Pick out every line in the data below that holds "index".

Interface markup and scripts

::::

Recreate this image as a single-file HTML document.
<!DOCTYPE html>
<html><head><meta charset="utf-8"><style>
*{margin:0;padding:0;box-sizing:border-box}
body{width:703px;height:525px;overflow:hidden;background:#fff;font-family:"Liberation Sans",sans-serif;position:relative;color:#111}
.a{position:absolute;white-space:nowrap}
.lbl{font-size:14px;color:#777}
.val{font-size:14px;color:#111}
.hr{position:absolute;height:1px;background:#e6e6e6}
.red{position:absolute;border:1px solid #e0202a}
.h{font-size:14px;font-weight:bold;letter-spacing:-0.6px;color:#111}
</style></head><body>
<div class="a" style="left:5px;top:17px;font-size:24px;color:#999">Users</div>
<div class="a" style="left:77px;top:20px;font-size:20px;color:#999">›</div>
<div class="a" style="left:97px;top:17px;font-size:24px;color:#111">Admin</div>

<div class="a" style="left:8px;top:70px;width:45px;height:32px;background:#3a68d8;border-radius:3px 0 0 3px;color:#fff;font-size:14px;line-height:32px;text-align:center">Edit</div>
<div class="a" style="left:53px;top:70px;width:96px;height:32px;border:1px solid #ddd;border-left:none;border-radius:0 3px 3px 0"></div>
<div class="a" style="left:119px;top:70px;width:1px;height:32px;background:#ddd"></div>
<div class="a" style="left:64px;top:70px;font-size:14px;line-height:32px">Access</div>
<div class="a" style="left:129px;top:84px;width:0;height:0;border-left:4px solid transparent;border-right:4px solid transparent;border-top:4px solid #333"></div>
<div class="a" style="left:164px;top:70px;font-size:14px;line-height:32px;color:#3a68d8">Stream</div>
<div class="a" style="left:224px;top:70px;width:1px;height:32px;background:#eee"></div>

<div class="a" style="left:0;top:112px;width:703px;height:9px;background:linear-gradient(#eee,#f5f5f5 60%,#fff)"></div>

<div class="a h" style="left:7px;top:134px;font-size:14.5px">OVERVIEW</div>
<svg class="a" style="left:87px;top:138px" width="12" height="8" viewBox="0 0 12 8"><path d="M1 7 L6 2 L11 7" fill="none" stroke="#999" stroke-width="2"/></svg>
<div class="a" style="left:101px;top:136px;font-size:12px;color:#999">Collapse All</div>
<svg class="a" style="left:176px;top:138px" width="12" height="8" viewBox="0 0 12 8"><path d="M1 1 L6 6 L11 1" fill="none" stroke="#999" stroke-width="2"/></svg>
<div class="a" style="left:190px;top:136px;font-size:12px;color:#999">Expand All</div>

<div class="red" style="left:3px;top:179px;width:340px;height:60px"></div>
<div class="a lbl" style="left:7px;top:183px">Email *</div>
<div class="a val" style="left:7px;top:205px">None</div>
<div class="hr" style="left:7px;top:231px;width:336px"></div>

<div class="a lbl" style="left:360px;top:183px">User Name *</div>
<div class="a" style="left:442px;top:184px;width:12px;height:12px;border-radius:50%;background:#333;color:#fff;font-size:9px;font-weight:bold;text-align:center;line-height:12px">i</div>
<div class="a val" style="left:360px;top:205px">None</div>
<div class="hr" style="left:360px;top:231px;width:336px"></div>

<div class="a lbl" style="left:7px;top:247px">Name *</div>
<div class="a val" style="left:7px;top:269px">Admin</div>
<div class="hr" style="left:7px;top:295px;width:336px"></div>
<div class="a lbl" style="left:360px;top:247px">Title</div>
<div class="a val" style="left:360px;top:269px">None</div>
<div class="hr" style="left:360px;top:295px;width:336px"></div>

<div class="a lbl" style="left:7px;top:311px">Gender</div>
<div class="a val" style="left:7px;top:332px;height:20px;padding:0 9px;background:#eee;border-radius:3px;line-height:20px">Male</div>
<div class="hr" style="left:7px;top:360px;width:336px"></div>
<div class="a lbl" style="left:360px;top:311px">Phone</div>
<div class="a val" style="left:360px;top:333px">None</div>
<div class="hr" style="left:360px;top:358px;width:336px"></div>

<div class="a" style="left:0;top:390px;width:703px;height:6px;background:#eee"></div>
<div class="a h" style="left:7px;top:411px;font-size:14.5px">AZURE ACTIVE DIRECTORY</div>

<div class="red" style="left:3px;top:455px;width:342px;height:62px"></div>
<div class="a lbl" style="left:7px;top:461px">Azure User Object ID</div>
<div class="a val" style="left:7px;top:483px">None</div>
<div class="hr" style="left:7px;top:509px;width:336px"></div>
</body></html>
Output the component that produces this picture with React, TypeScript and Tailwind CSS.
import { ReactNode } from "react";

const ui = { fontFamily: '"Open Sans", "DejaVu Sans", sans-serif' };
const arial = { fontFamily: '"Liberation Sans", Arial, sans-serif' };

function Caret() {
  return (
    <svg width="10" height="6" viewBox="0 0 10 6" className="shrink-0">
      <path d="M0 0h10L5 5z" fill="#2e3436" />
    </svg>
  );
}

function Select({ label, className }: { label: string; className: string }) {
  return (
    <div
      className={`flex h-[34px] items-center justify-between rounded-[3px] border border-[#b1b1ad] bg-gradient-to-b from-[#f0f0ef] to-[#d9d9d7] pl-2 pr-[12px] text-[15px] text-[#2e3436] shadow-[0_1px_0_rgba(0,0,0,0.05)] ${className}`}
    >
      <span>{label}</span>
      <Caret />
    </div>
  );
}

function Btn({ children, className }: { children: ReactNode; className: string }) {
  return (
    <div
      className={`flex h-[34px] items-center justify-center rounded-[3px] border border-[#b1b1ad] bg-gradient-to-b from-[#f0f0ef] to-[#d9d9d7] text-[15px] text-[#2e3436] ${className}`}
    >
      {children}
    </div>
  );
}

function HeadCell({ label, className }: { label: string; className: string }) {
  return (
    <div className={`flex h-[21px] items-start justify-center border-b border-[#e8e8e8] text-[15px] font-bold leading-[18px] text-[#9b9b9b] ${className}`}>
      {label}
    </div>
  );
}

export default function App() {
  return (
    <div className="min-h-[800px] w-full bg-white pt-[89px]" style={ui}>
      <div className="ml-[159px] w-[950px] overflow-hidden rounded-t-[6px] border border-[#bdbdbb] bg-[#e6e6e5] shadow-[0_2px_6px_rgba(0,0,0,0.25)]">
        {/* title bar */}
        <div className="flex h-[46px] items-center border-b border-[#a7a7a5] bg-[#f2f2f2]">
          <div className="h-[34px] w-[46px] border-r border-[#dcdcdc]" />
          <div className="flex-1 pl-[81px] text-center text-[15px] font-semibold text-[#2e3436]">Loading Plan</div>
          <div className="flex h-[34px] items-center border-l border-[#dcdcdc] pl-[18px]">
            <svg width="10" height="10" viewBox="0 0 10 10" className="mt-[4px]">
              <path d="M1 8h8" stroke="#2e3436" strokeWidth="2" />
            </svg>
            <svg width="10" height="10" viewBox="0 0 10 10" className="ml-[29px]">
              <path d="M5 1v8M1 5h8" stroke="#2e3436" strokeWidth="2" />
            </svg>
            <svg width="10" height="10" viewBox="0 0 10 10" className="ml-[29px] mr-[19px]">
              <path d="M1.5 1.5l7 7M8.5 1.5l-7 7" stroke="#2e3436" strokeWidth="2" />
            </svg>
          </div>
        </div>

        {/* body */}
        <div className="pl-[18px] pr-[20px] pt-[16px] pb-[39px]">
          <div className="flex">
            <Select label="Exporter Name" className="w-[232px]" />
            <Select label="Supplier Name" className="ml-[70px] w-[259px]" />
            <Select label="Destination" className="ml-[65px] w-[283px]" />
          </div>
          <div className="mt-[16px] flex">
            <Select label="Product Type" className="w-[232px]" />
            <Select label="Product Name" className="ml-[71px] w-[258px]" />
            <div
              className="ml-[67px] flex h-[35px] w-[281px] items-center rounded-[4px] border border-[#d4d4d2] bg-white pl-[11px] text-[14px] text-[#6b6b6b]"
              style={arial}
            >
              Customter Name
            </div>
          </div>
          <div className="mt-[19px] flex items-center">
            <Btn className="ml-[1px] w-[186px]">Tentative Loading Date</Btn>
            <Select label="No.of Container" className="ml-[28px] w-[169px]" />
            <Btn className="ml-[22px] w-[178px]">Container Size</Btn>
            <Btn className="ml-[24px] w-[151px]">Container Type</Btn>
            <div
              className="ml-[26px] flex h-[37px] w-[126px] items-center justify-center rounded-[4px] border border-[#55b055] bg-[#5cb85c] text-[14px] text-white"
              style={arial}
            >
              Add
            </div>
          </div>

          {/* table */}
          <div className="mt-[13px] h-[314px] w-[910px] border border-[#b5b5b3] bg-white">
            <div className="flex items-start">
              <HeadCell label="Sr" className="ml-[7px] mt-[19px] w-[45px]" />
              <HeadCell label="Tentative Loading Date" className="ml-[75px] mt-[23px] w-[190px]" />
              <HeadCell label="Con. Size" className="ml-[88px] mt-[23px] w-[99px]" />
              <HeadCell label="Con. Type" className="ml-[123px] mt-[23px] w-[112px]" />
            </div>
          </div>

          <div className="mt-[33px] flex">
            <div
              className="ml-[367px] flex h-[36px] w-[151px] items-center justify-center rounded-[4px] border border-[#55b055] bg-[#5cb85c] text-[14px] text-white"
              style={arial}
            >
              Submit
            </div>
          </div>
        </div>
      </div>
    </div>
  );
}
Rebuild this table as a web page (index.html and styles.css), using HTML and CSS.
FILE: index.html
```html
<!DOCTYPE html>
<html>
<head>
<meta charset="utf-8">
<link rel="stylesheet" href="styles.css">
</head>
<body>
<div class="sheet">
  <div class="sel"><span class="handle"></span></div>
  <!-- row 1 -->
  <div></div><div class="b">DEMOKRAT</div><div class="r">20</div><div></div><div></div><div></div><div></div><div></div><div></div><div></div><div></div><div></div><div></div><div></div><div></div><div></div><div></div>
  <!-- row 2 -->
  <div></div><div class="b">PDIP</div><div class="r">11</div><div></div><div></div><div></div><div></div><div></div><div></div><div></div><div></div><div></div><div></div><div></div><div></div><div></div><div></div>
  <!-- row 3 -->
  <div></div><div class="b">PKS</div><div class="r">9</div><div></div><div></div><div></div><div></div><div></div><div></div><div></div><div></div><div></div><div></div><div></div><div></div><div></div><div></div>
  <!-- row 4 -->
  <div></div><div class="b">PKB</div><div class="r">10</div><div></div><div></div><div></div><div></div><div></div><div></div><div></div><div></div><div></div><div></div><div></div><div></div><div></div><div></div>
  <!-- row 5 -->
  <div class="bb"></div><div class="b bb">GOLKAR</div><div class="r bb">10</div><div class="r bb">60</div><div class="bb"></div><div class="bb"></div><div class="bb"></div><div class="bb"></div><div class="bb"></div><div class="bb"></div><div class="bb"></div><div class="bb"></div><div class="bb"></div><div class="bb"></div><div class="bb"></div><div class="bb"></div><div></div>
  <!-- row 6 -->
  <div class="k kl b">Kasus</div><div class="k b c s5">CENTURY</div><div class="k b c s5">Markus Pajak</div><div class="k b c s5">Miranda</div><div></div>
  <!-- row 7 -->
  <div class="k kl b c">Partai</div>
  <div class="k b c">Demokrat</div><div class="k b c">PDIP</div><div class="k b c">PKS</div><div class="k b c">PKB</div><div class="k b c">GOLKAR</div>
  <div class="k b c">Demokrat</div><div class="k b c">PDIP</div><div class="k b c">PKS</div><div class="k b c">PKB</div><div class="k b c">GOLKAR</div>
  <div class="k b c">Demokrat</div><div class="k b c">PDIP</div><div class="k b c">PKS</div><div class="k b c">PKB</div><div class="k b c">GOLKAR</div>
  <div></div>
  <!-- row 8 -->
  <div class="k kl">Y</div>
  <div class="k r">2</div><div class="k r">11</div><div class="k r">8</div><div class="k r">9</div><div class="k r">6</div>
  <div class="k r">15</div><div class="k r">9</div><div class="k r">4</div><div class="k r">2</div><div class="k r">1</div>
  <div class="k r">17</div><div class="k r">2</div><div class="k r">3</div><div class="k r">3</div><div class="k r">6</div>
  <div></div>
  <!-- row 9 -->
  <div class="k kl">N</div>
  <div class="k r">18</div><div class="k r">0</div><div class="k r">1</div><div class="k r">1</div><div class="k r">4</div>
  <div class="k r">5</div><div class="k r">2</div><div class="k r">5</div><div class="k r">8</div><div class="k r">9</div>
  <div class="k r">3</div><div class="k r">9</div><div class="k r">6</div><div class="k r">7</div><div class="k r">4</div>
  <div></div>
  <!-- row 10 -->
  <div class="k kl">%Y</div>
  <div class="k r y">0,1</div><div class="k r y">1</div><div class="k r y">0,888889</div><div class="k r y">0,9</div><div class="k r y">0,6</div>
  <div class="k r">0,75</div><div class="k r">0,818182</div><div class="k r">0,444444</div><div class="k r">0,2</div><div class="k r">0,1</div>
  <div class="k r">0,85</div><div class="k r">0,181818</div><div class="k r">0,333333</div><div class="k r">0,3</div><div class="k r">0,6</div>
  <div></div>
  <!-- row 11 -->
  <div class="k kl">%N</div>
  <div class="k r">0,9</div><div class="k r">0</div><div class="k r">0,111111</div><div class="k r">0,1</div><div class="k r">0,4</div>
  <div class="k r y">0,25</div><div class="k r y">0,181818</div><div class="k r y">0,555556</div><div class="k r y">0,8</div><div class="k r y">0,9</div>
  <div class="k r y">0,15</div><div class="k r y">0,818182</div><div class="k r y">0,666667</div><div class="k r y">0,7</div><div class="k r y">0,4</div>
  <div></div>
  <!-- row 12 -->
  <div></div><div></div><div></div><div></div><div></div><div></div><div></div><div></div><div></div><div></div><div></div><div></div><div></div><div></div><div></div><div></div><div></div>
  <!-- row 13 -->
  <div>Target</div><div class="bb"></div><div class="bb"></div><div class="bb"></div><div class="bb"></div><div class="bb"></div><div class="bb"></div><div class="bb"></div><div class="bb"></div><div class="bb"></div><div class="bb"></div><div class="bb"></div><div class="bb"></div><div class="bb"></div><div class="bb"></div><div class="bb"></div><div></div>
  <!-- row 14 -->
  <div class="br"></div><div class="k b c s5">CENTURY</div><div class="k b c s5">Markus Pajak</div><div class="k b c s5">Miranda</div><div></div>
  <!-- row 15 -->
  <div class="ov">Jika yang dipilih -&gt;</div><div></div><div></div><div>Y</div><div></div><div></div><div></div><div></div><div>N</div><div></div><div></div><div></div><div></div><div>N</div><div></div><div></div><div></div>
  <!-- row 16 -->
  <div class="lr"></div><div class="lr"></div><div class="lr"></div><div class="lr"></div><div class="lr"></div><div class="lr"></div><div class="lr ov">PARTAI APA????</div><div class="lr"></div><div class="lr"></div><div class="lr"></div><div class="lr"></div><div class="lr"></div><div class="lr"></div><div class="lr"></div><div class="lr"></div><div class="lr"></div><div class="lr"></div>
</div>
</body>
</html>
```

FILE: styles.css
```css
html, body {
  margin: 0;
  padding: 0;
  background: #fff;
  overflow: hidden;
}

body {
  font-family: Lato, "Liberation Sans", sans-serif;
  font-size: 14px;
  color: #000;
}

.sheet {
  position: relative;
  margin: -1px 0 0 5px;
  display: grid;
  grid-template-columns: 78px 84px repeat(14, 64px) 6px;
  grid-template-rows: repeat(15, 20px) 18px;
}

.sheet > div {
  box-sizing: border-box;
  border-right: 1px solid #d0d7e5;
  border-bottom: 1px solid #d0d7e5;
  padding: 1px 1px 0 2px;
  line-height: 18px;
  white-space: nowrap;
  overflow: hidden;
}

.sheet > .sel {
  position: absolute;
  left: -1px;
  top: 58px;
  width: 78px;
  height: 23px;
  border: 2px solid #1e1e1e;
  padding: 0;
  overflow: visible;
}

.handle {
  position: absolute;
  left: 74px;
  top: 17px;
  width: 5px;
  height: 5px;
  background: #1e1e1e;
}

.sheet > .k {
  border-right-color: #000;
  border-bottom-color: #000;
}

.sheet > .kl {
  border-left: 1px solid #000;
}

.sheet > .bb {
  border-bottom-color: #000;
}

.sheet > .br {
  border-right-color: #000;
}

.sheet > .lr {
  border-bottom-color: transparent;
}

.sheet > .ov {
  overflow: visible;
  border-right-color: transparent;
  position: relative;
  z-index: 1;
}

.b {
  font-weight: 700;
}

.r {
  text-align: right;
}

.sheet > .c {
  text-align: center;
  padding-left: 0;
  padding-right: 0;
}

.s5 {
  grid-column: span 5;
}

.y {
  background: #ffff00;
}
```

::::

• [Expected answer]
Rebuild this table as a web page (index.html and styles.css), using HTML and CSS.
FILE: index.html
  z-index: 1;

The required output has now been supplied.